Il settore bancario più stabile, bilanci privati relativamente robusti e una posizione esterna equilibrata attenuano la vulnerabilità ai shock e riducono il rischio sistemico complessivo.

E la notizia che riguarda Moody’s arriva a stretto giro dopo la conferma dell’andamento positivo dello spread Btp-Bund.

Cosa cambia in concreto per l’Italia già da ora

Sono diversi gli effetti di questo ennesimo taglio del rischio relativamente al rating, oltre al mero impatto favorevole sulla percezione internazionale.

L’Italia deve rifinanziare ogni anno centinaia di miliardi di titoli.

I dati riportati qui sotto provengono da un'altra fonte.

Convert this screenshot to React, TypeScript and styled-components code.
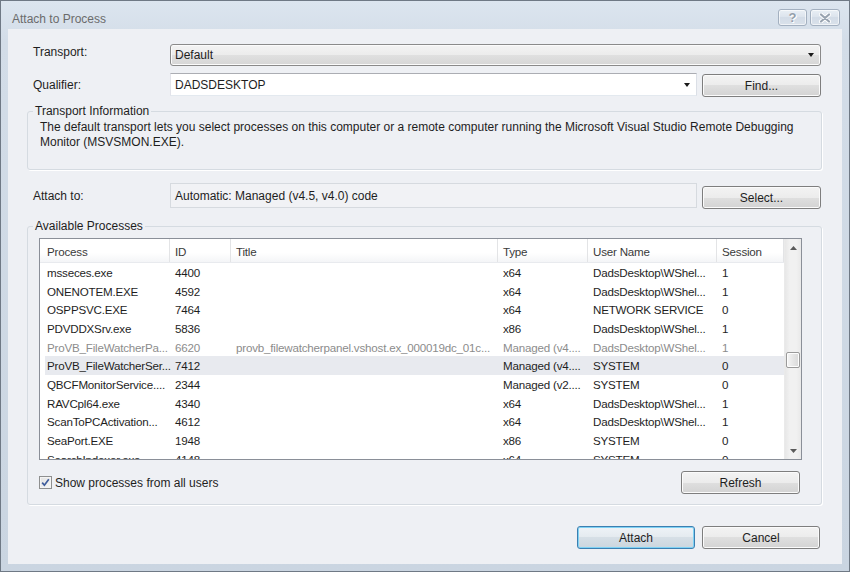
import React from "react";
import styled, { createGlobalStyle } from "styled-components";

const GlobalStyle = createGlobalStyle`
  html, body {
    margin: 0;
    padding: 0;
    background: #ccd7e3;
  }
  body {
    font-family: "Liberation Sans", Arial, sans-serif;
    font-size: 12px;
    color: #1e1e1e;
  }
  * {
    box-sizing: border-box;
  }
`;

const Window = styled.div`
  width: 850px;
  height: 572px;
  display: flex;
  flex-direction: column;
  border: 1px solid #6f7985;
  background: linear-gradient(#dce5ef, #d3dde8 40px, #cad5e1);
`;

const TitleBar = styled.div`
  height: 28px;
  display: flex;
  align-items: flex-start;
  padding: 0 9px 0 11px;
`;

const Title = styled.div`
  flex: 1;
  padding-top: 10px;
  line-height: 16px;
  color: #6b6b6b;
`;

const CaptionButtons = styled.div`
  display: flex;
  gap: 3px;
  margin-top: 8px;
`;

const CaptionButton = styled.div<{ $w: number }>`
  width: ${(p) => p.$w}px;
  height: 17px;
  border: 1px solid #a3b0c0;
  border-radius: 3px;
  background: linear-gradient(#e9eff5, #dbe3ec 50%, #d3dce7 50%, #d9e1ea);
  box-shadow: inset 0 0 0 1px rgba(255, 255, 255, 0.6);
  display: flex;
  align-items: center;
  justify-content: center;
  color: #939eab;
  font-weight: bold;
  font-size: 13px;
  text-shadow: 0 0 1px #fff, 1px 1px 0 #fff;
`;

const Frame = styled.div`
  flex: 1;
  padding: 0 7px 7px;
  display: flex;
`;

const Body = styled.div`
  flex: 1;
  background: #eef0f4;
  display: flex;
  flex-direction: column;
  padding: 15px 20px 15px 19px;
`;

const FormRow = styled.div<{ $top?: number; $h: number; $cols: string }>`
  display: grid;
  grid-template-columns: ${(p) => p.$cols};
  column-gap: 5px;
  align-items: center;
  height: ${(p) => p.$h}px;
  margin-top: ${(p) => p.$top ?? 0}px;
  padding: 0 1px 0 6px;
`;

const Label = styled.div<{ $shift?: number }>`
  line-height: 16px;
  margin-top: ${(p) => p.$shift ?? 0}px;
`;

const DropArrow = styled.span`
  width: 0;
  height: 0;
  border-left: 3.5px solid transparent;
  border-right: 3.5px solid transparent;
  border-top: 4px solid #1a1a1a;
`;

const ReadonlyCombo = styled.div`
  height: 22px;
  border: 1px solid #8a8a8a;
  border-radius: 3px;
  background: linear-gradient(#f3f3f3, #ececec 50%, #e0e0e0 50%, #d6d6d6);
  box-shadow: inset 0 0 0 1px #fbfbfb;
  display: flex;
  align-items: center;
  justify-content: space-between;
  padding: 0 6px 0 4px;
`;

const EditCombo = styled.div`
  height: 23px;
  align-self: start;
  border: 1px solid #abadb3;
  border-color: #abadb3 #dbdfe6 #e3e9ef #e2e3ea;
  background: #fff;
  display: flex;
  align-items: center;
  justify-content: space-between;
  padding: 0 6px 0 4px;
`;

const ReadonlyField = styled.div`
  height: 25px;
  align-self: start;
  border: 1px solid #d6dadf;
  background: #f1f2f5;
  display: flex;
  align-items: center;
  padding-left: 4px;
`;

const Button = styled.button<{ $default?: boolean; $w?: number; $self?: string; $mr?: number }>`
  width: ${(p) => (p.$w ? `${p.$w}px` : "auto")};
  height: 23px;
  align-self: ${(p) => p.$self ?? "auto"};
  margin-right: ${(p) => p.$mr ?? 0}px;
  font-family: inherit;
  font-size: 12px;
  color: #1e1e1e;
  padding: 0;
  border: 1px solid ${(p) => (p.$default ? "#3c7fb1" : "#7e7e7e")};
  border-radius: 3px;
  background: ${(p) =>
    p.$default
      ? "linear-gradient(#eef3f7, #e4eaef 50%, #d6dfe6 50%, #ccd6de)"
      : "linear-gradient(#f3f3f3, #ececec 50%, #dfdfdf 50%, #d3d3d3)"};
  box-shadow: inset 0 0 0 1px ${(p) => (p.$default ? "#7fd2f4" : "#fbfbfb")};
`;

const Group = styled.fieldset<{ $top: number; $pl: number; $pt: number; $pb: number }>`
  margin: ${(p) => p.$top}px 0 0;
  min-width: 0;
  border: 1px solid #d5dbe1;
  border-radius: 3px;
  box-shadow: 1px 1px 0 #fff;
  padding: ${(p) => `${p.$pt}px 19px ${p.$pb}px ${p.$pl}px`};
`;

const Legend = styled.legend<{ $ml: number }>`
  padding: 0 2px;
  margin-left: ${(p) => p.$ml}px;
  line-height: 15px;
  color: #1e1e1e;
`;

const InfoText = styled.div`
  line-height: 15px;
  white-space: nowrap;
`;

const List = styled.div`
  height: 222px;
  border: 1px solid #8a8f98;
  background: #fff;
  display: grid;
  grid-template-columns: 1fr 17px;
  overflow: hidden;
`;

const ListContent = styled.div`
  overflow: hidden;
  font-size: 11.6px;
  letter-spacing: -0.2px;
`;

const HeaderRow = styled.div`
  display: grid;
  grid-template-columns: 130px 61px 267px 90px 129px 67px;
  height: 24px;
  background: linear-gradient(#ffffff, #ffffff 60%, #f4f5f7);
  border-bottom: 1px solid #e8eaee;
`;

const HeaderCell = styled.div`
  line-height: 23px;
  padding: 1px 0 0 5px;
  color: #3a3a3a;
  border-right: 1px solid #e3e4e6;
  white-space: nowrap;
  overflow: hidden;
  &:first-child {
    padding-left: 7px;
  }
`;

const Row = styled.div<{ $selected?: boolean; $dim?: boolean }>`
  display: grid;
  grid-template-columns: 126px 60px 267px 90px 129px 67px;
  margin-left: 5px;
  height: 18.67px;
  overflow: hidden;
  background: ${(p) => (p.$selected ? "#e8eaef" : "transparent")};
  color: ${(p) => (p.$dim ? "#8c8c8c" : "#1e1e1e")};
`;

const Cell = styled.div`
  line-height: 18.67px;
  padding: 1px 0 0 5px;
  white-space: nowrap;
  overflow: hidden;
  &:first-child {
    padding-left: 2px;
  }
  &:nth-child(2) {
    padding-left: 4px;
  }
`;

const ScrollBar = styled.div`
  display: flex;
  flex-direction: column;
  background: linear-gradient(90deg, #e7e7e7, #f1f1f1 30%, #f1f1f1 70%, #e9e9e9);
  border-left: 1px solid #eaeaea;
`;

const ScrollArrow = styled.div`
  height: 17px;
  display: flex;
  align-items: center;
  justify-content: center;
`;

const ScrollTrack = styled.div`
  flex: 1;
`;

const Thumb = styled.div<{ $offset: number }>`
  margin: ${(p) => p.$offset}px 1px 0 1px;
  height: 16px;
  border: 1px solid #9a9a9a;
  border-radius: 2px;
  background: linear-gradient(90deg, #f6f6f6, #e6e6e6 50%, #d9d9d9);
  box-shadow: inset 0 0 0 1px #fdfdfd;
`;

const OptionsRow = styled.div`
  margin-top: 11px;
  height: 23px;
  display: flex;
  align-items: center;
  justify-content: space-between;
`;

const CheckLabel = styled.label`
  display: flex;
  align-items: center;
  gap: 3px;
  line-height: 16px;
`;

const CheckBox = styled.span`
  width: 13px;
  height: 13px;
  border: 1px solid #8e8f8f;
  background: linear-gradient(135deg, #e2e2e2, #f7f7f7);
  box-shadow: inset 0 0 0 1px #f4f4f4;
  display: flex;
  align-items: center;
  justify-content: center;
`;

const Footer = styled.div`
  margin-top: 21px;
  display: flex;
  justify-content: flex-end;
  gap: 7px;
  padding-right: 2px;
`;

type Proc = {
  name: string;
  id: string;
  title: string;
  type: string;
  user: string;
  session: string;
  dim?: boolean;
  selected?: boolean;
};

const processes: Proc[] = [
  { name: "msseces.exe", id: "4400", title: "", type: "x64", user: "DadsDesktop\\WShel...", session: "1" },
  { name: "ONENOTEM.EXE", id: "4592", title: "", type: "x64", user: "DadsDesktop\\WShel...", session: "1" },
  { name: "OSPPSVC.EXE", id: "7464", title: "", type: "x64", user: "NETWORK SERVICE", session: "0" },
  { name: "PDVDDXSrv.exe", id: "5836", title: "", type: "x86", user: "DadsDesktop\\WShel...", session: "1" },
  {
    name: "ProVB_FileWatcherPa...",
    id: "6620",
    title: "provb_filewatcherpanel.vshost.ex_000019dc_01c...",
    type: "Managed (v4....",
    user: "DadsDesktop\\WShel...",
    session: "1",
    dim: true,
  },
  {
    name: "ProVB_FileWatcherSer...",
    id: "7412",
    title: "",
    type: "Managed (v4....",
    user: "SYSTEM",
    session: "0",
    selected: true,
  },
  { name: "QBCFMonitorService....", id: "2344", title: "", type: "Managed (v2....", user: "SYSTEM", session: "0" },
  { name: "RAVCpl64.exe", id: "4340", title: "", type: "x64", user: "DadsDesktop\\WShel...", session: "1" },
  { name: "ScanToPCActivation...", id: "4612", title: "", type: "x64", user: "DadsDesktop\\WShel...", session: "1" },
  { name: "SeaPort.EXE", id: "1948", title: "", type: "x86", user: "SYSTEM", session: "0" },
  { name: "SearchIndexer.exe", id: "4148", title: "", type: "x64", user: "SYSTEM", session: "0" },
];

const headers = ["Process", "ID", "Title", "Type", "User Name", "Session"];

const SmallArrow = ({ up }: { up?: boolean }) => (
  <svg width="7" height="4" viewBox="0 0 7 4">
    <path d={up ? "M0 4 L3.5 0 L7 4 Z" : "M0 0 L7 0 L3.5 4 Z"} fill="#5a5a5a" />
  </svg>
);

const App = () => {
  return (
    <>
      <GlobalStyle />
      <Window>
        <TitleBar>
          <Title>Attach to Process</Title>
          <CaptionButtons>
            <CaptionButton $w={29}>?</CaptionButton>
            <CaptionButton $w={30}>
              <svg width="12" height="10" viewBox="0 0 12 10">
                <path
                  d="M2 1.5 L10 8.5 M10 1.5 L2 8.5"
                  stroke="#fff"
                  strokeWidth="4"
                  strokeLinecap="round"
                />
                <path
                  d="M2 1.5 L10 8.5 M10 1.5 L2 8.5"
                  stroke="#98a3b0"
                  strokeWidth="2.2"
                  strokeLinecap="round"
                />
              </svg>
            </CaptionButton>
          </CaptionButtons>
        </TitleBar>
        <Frame>
          <Body>
            <FormRow $h={22} $cols="132px 1fr">
              <Label $shift={-6}>Transport:</Label>
              <ReadonlyCombo>
                <span>Default</span>
                <DropArrow />
              </ReadonlyCombo>
            </FormRow>
            <FormRow $top={7} $h={24} $cols="132px 1fr 119px">
              <Label>Qualifier:</Label>
              <EditCombo>
                <span>DADSDESKTOP</span>
                <DropArrow />
              </EditCombo>
              <Button $self="end">Find...</Button>
            </FormRow>

            <Group $top={7} $pl={12} $pt={1} $pb={19}>
              <Legend $ml={-7}>Transport Information</Legend>
              <InfoText>
                The default transport lets you select processes on this computer or a remote
                computer running the Microsoft Visual Studio Remote Debugging
                <br />
                Monitor (MSVSMON.EXE).
              </InfoText>
            </Group>

            <FormRow $top={13} $h={26} $cols="132px 1fr 119px">
              <Label>Attach to:</Label>
              <ReadonlyField>Automatic: Managed (v4.5, v4.0) code</ReadonlyField>
              <Button $self="end">Select...</Button>
            </FormRow>

            <Group $top={10} $pl={11} $pt={4} $pb={10}>
              <Legend $ml={-6}>Available Processes</Legend>
              <List>
                <ListContent>
                  <HeaderRow>
                    {headers.map((h) => (
                      <HeaderCell key={h}>{h}</HeaderCell>
                    ))}
                  </HeaderRow>
                  {processes.map((p) => (
                    <Row key={p.id} $dim={p.dim} $selected={p.selected}>
                      <Cell>{p.name}</Cell>
                      <Cell>{p.id}</Cell>
                      <Cell>{p.title}</Cell>
                      <Cell>{p.type}</Cell>
                      <Cell>{p.user}</Cell>
                      <Cell>{p.session}</Cell>
                    </Row>
                  ))}
                </ListContent>
                <ScrollBar>
                  <ScrollArrow>
                    <SmallArrow up />
                  </ScrollArrow>
                  <ScrollTrack>
                    <Thumb $offset={96} />
                  </ScrollTrack>
                  <ScrollArrow>
                    <SmallArrow />
                  </ScrollArrow>
                </ScrollBar>
              </List>
              <OptionsRow>
                <CheckLabel>
                  <CheckBox>
                    <svg width="9" height="9" viewBox="0 0 9 9">
                      <path
                        d="M1.2 4.6 L3.4 7.2 L7.8 1.2"
                        fill="none"
                        stroke="#3f5d9c"
                        strokeWidth="1.7"
                      />
                    </svg>
                  </CheckBox>
                  Show processes from all users
                </CheckLabel>
                <Button $w={119} $mr={2}>
                  Refresh
                </Button>
              </OptionsRow>
            </Group>

            <Footer>
              <Button $w={118} $default>
                Attach
              </Button>
              <Button $w={118}>Cancel</Button>
            </Footer>
          </Body>
        </Frame>
      </Window>
    </>
  );
};

export default App;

Anche una riduzione di pochi decimi di punto nei rendimenti si traduce, nell’arco di pochi anni, in risparmi per miliardi. Mercati e investitori, anticipando l’upgrade, avevano già compresso lo spread: i Btp a 10 anni sono arrivati a rendere quasi quanto gli Oat francesi. Con l’upgrade, questa dinamica si consolida. L’effetto diretto si traduce in: meno spesa per gli interessi, maggiore stabilità dei conti pubblici, migliori condizioni per ogni emissione futura.

E non solo: molti fondi globali (soprattutto fondi pensione, fondi indicizzati e investitori regolati) hanno limiti stringenti che impediscono l’acquisto di titoli troppo vicini alla soglia “junk”. L’Italia, con Baa3, era sul limite. Passare a Baa2 amplia la platea degli investitori e rafforza la domanda strutturale di Btp.

Aumenta il potere negoziale con Bruxelles: un Paese con rating più alto, deficit sotto controllo e spread ridotti entra nei tavoli europei con un maggiore peso percepito. L’Italia punta a uscire dalla procedura per disavanzo eccessivo nel 2026: l’upgrade dà forza a questa strategia.

Le condizioni di Moody’s

Ma Moody’s non si limita a premiare. Il debito scenderà solo se la crescita terrà e l’Italia ha una crescita potenziale modesta e un forte invecchiamento demografico, due elementi che giocano contro. E molti degli indicatori migliorati negli ultimi anni sono temporaneamente saliti perché sostenuti dai fondi europei. Si vedrà cosa accadrà con la fine del Pnrr.

Ci sono poi fattori strutturali che restano irrisolti: bassa produttività, lentezza amministrativa e rischio politico di medio periodo.